Ум (рассудок) расчленяет предмет исследования, а дух (сердце) объемлет этот предмет целиком. Рассудочное знание есть путь науки, которая идет к Истине путем все большего и большего знания. Интуитивное знание есть путь веры, которая духовным ощущением, сердцем, познает цельно весь предмет. Согласно центральной идее интуитивизма, такое интуитивное знание познает этот предмет изнутри. И в жизни мы соприкасаемся с этим довольно часто. Бывает, что человек, принявший дух того или иного явления, начинает мыслить так, как будто он давно знаком с этим явлением. Это бывает хорошо видно на неожиданно горячо уверовавшем человеке, который «вдруг» открыл для себя веру в Бога. Он, еще мало знакомый с самой религией, говорит порой очень правильные вещи, мыслит разумно, хотя и имеет, в силу поврежденности своих душевных сил, в образе мыслей много наносного и искаженного.
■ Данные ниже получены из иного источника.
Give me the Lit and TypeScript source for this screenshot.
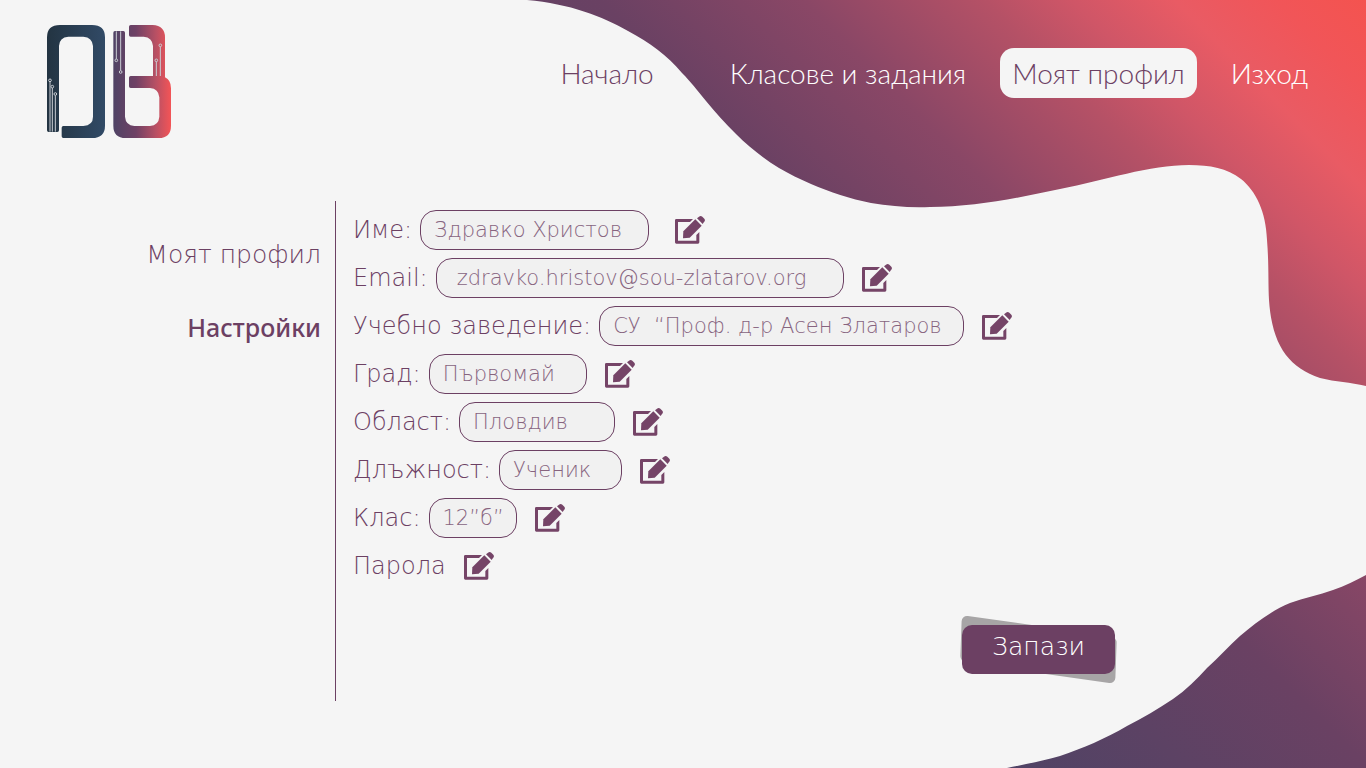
import { LitElement, html, css, svg } from "lit";
import { classMap } from "lit/directives/class-map.js";

interface Field {
  id: string;
  label: string;
  value?: string;
  width?: number;
  roomy?: boolean;
}

const FIELDS: Field[] = [
  { id: "name", label: "Име:", value: "Здравко Христов", width: 229 },
  { id: "email", label: "Email:", value: "zdravko.hristov@sou-zlatarov.org", width: 408, roomy: true },
  { id: "school", label: "Учебно заведение:", value: "СУ  “Проф. д-р Асен Златаров", width: 365 },
  { id: "city", label: "Град:", value: "Първомай", width: 158 },
  { id: "region", label: "Област:", value: "Пловдив", width: 156 },
  { id: "role", label: "Длъжност:", value: "Ученик", width: 123 },
  { id: "grade", label: "Клас:", value: "12”б”", width: 88 },
  { id: "password", label: "Парола" },
];

const NAV = [
  { text: "Начало", style: "dark" },
  { text: "Класове и задания", style: "" },
  { text: "Моят профил", style: "active" },
  { text: "Изход", style: "" },
];

class BrandLogo extends LitElement {
  static styles = css`
    :host { display: block; }
    svg { display: block; width: 124px; height: 113px; }
  `;
  render() {
    return html`<svg viewBox="51 45 372 339" role="img" aria-label="DB">
      <defs>
        <linearGradient id="navy" gradientUnits="userSpaceOnUse" x1="51" y1="0" x2="225" y2="0">
          <stop offset="0" stop-color="#233442" /><stop offset="1" stop-color="#314a66" />
        </linearGradient>
        <linearGradient id="warm" gradientUnits="userSpaceOnUse" x1="250" y1="215" x2="420" y2="215">
          <stop offset="0" stop-color="#4f4365" /><stop offset=".4" stop-color="#6f4165" />
          <stop offset=".75" stop-color="#b85064" /><stop offset="1" stop-color="#f05457" />
        </linearGradient>
      </defs>
      <path fill="url(#navy)" d="M51 361V82Q51 45 90 45H186Q225 45 225 82V347Q225 384 186 384H100Q95 384 95 379V353Q95 348 100 348H160Q189 346 189 320V108Q187 82 160 80H115Q88 82 87 108V361Q87 366 82 366H56Q51 366 51 361Z" />
      <path fill="url(#warm)" d="M250 68Q250 63 255 63H280Q285 63 285 68V320Q287 346 313 348H360Q386 346 388 320V262Q386 236 360 234H302Q297 234 297 229V203Q297 198 302 198H369V108Q367 82 341 80H302Q297 80 297 75V50Q297 45 302 45H368Q405 47 405 82V202Q423 210 423 235V347Q423 384 386 384H287Q250 384 250 347Z" />
      <g fill="none" stroke="#c9cdd3" stroke-width="3">
        <path d="M60 216V365M67 234V365M76 256V365M259 64V147M272 64V182M379 155V198M391 110V198" />
        <circle cx="60" cy="211" r="4" /><circle cx="67" cy="230" r="4" /><circle cx="76" cy="252" r="4" />
        <circle cx="259" cy="151" r="4" /><circle cx="272" cy="186" r="4" />
        <circle cx="379" cy="151" r="4" /><circle cx="391" cy="106" r="4" />
      </g>
    </svg>`;
  }
}
customElements.define("brand-logo", BrandLogo);

const editIcon = svg`<svg class="icon" viewBox="0 0 90 84" aria-hidden="true">
  <path fill="#754467" fill-rule="evenodd" d="M4 9H54L45 18H9V74H64V57L73 48V79Q73 83 69 83H4Q0 83 0 79V13Q0 9 4 9Z" />
  <path fill="#754467" d="M24 67L25 46L61 10L80 29L44 65Z" />
  <path fill="#754467" d="M66 7L72 2Q77 -2 82 2L88 8Q92 13 87 18L83 24Z" />
</svg>`;

class AppRoot extends LitElement {
  static styles = css`
    :host {
      display: block;
      position: relative;
      min-height: 100vh;
      overflow: hidden;
      background: #f5f5f5;
      color: #6c4063;
      font-family: "DejaVu Sans", sans-serif;
      font-weight: 200;
    }
    * { box-sizing: border-box; }
    .backdrop { position: absolute; inset: 0; width: 100%; height: 100%; }
    .page { position: relative; }
    header {
      display: flex;
      justify-content: space-between;
      align-items: flex-start;
      padding: 25px 46px 0 47px;
      height: 201px;
    }
    nav { display: flex; gap: 22px; padding-top: 23px; }
    nav a {
      padding: 0 12px;
      font: 300 28px/50px Lato, sans-serif;
      color: #fff;
      text-decoration: none;
      white-space: nowrap;
      border-radius: 14px;
    }
    nav a.dark { color: #6c4063; margin-right: 30px; }
    nav a.active { color: #6c4063; background: #f5f5f5; }
    main { display: grid; grid-template-columns: 336px 1fr; }
    aside {
      display: flex;
      flex-direction: column;
      align-items: flex-end;
      gap: 36px;
      min-height: 500px;
      padding: 36px 14px 0 0;
      border-right: 1px solid #6c4063;
    }
    aside a { font-size: 25px; line-height: 36px; color: inherit; text-decoration: none; white-space: nowrap; }
    aside a.current { font-family: "Noto Sans", sans-serif; font-weight: 500; }
    form { display: flex; flex-direction: column; gap: 8px; padding: 9px 0 0 17px; }
    .row { display: flex; align-items: center; height: 40px; }
    label, .label { font-size: 24px; line-height: 40px; white-space: pre; }
    input {
      height: 40px;
      margin-left: 8px;
      padding: 0 13px;
      border: 1px solid #6c4063;
      border-radius: 16px;
      background: #f1f1f1;
      color: #87647f;
      font: 200 21px "DejaVu Sans", sans-serif;
    }
    input.roomy { padding: 0 20px; }
    .edit { margin-left: 18px; padding: 0; border: 0; background: none; cursor: pointer; }
    .row:first-child .edit { margin-left: 26px; }
    .icon { display: block; width: 30px; height: 28px; }
    .save {
      position: relative;
      z-index: 0;
      align-self: flex-end;
      width: 153px;
      height: 49px;
      margin: 31px 251px 0 0;
      padding: 0 0 6px;
      border: 0;
      background: none;
      color: #fff;
      font: 200 25px "DejaVu Sans", sans-serif;
    }
    .save::before, .save::after { content: ""; position: absolute; inset: 0; z-index: -1; border-radius: 10px; background: #6c4063; }
    .save::before { inset: 1px -1px; border-radius: 6px; background: #a7a5a6; transform: skewY(8deg) skewX(-2deg); }
  `;

  render() {
    return html`
      <svg class="backdrop" viewBox="0 0 1366 768" preserveAspectRatio="none" aria-hidden="true">
        <defs>
          <linearGradient id="sunset" gradientUnits="userSpaceOnUse" x1="1010" y1="768" x2="1572" y2="206">
            <stop offset="0" stop-color="#4f4365" /><stop offset=".32" stop-color="#6a4163" />
            <stop offset=".5" stop-color="#8a4766" /><stop offset=".66" stop-color="#b55166" />
            <stop offset=".74" stop-color="#d05667" /><stop offset=".83" stop-color="#e95b64" />
            <stop offset=".92" stop-color="#f15558" /><stop offset="1" stop-color="#f4534f" />
          </linearGradient>
        </defs>
        <path fill="url(#sunset)" d="M527 0C570 4 602 16 628 31C650 43 667 55 682 73C691 82 697 90 706 101C716 113 725 123 736 134C749 147 763 158 779 168C789 174 800 179 811 184C830 192 850 199 871 203C890 206 910 208 930 207C975 207 1018 198 1060 189C1105 180 1150 165 1189 165C1210 165 1227 168 1241 179C1256 191 1266 212 1267 240C1269 265 1268 283 1269 300C1272 345 1288 367 1320 378C1336 382 1350 382 1366 386V0Z" />
        <path fill="url(#sunset)" d="M1007 768C1026 764 1043 761 1060 756C1083 748 1105 739 1127 726C1143 718 1158 709 1173 699C1186 690 1197 679 1207 668C1218 658 1229 646 1240 636C1255 623 1271 611 1290 603C1304 598 1319 595 1333 590C1345 586 1356 580 1366 575V768Z" />
      </svg>
      <div class="page">
        <header>
          <brand-logo></brand-logo>
          <nav>
            ${NAV.map((n) => html`<a href="#" class=${classMap({ dark: n.style === "dark", active: n.style === "active" })}>${n.text}</a>`)}
          </nav>
        </header>
        <main>
          <aside>
            <a href="#">Моят профил</a>
            <a href="#" class="current">Настройки</a>
          </aside>
          <form @submit=${(e: Event) => e.preventDefault()}>
            ${FIELDS.map((f) => html`<div class="row">
              ${f.value
                ? html`<label for=${f.id}>${f.label}</label><input id=${f.id} class=${classMap({ roomy: !!f.roomy })} .value=${f.value} style="width:${f.width}px" />`
                : html`<span class="label">${f.label}</span>`}
              <button class="edit" type="button" aria-label="Редактиране">${editIcon}</button>
            </div>`)}
            <button class="save">Запази</button>
          </form>
        </main>
      </div>
    `;
  }
}
customElements.define("app-root", AppRoot);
Прот. Василий Зеньковский, делая некий упрек Н.О. Лосскому по поводу возможности интуитивного познания, замечает: «Лосский исходит из того основного чуда, которое заключено в гносеологической координации — субъект каким-то чудом познает объект именно «там», где он находится»[xxxix]. «Какобъект, внешний субъекту, сопринадлежит субъекту < ... > Лосский себя не спрашивает»[xl]. Гносеологическая координация — понятие, введенное Лосским. Смысл в данном случае довольно прост – Лосский говорит о том, что каким-то образом расстояние между субъектом и объектом исчезает, мы постигаем предмет «там, где он находится», «координация» ума происходит сама собой. «Как возможна «гносеологическая координация» того, что находится вне эмпирического субъекта, — пишет прот. Василий, — с самим субъективным миром во мне? Это и есть проблема гносеологического дуализма, которого никто – ни Лосский, ни другие интуитивисты – не может ни ослабить ни, тем более, свести к нулю»[xli].
Мы уже говорили о том, что ум (рассудок), разделенный с сердцем находится в состоянии противопоставления мира внутреннего миру внешнему. Соответственно, соединение ума (рассудка) и сердца разрушает это противопоставление. Важно понимать, что при всяком восприятии мы воспринимаем логосы, смыслы бытия, а эти логосы имеют нематериальную природу. Мысль тем и отличается от материи, что она не имеет протяженности. Если какой-либо материальный предмет может находиться в руках только одного человека, то мысль, одна и та же, может одновременно принадлежать разным людям. И не просто принадлежать. Приемля мысль, мы сами изменяемся в эту мысль, сами становимся этой мыслью. Это становится очень важным, ибо нас окружает мир смысла, мир мысли, который лишь «облекся» в материю.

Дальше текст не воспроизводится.